Another bonus to this system is also the fact that your important files are stored in the cloud, as well as on your drive. While there have been applications and services around to do this for quite a while now (for example, from Dropbox,) it’s quite nice to see this functionality built directly into Windows. If you’re a light user or prefer to store your information away from the cloud, though, you may be annoyed by the attempts of the SkyDrive app to sell you more space or better functionality. The bonuses of cloud storage are quite large – especially if you have important data. While some people are concerned about the security of files stored in cloud systems and possible unauthorized access to sensitive information, these systems are being improved all the time, and the company you choose to store with (be it Microsoft or any other provider) will provide advice as to what types of information should or should not be stored in the cloud. With this kind of storage, if you were to lose an important spreadsheet or document that had taken hours to create, it may have quite an adverse effect.
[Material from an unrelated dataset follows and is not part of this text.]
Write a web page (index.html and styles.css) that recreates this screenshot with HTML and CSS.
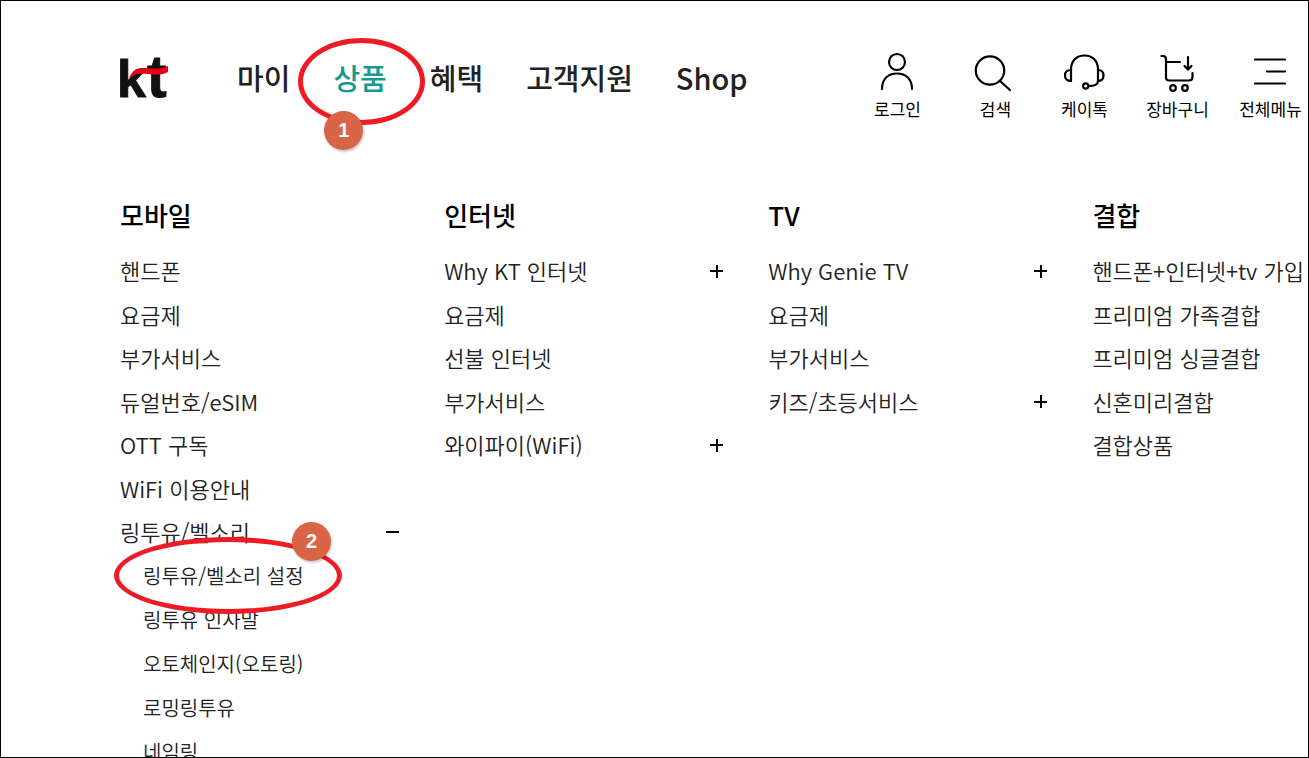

With cloud storage, you can quickly access this important data from another location, so all is not lost in the event of hardware failure or other computer problems.

There are quite a large amount of changes to functionality and a fair amount of optimisation has been done for Windows 8 – it seems to boot and respond faster than its predecessors. Although it is very much still a Windows platform, there is a lot to learn about how it works. This means that there’s probably going to be some kind of training schemes needed to update employees’ skills before businesses can really get the most out of it.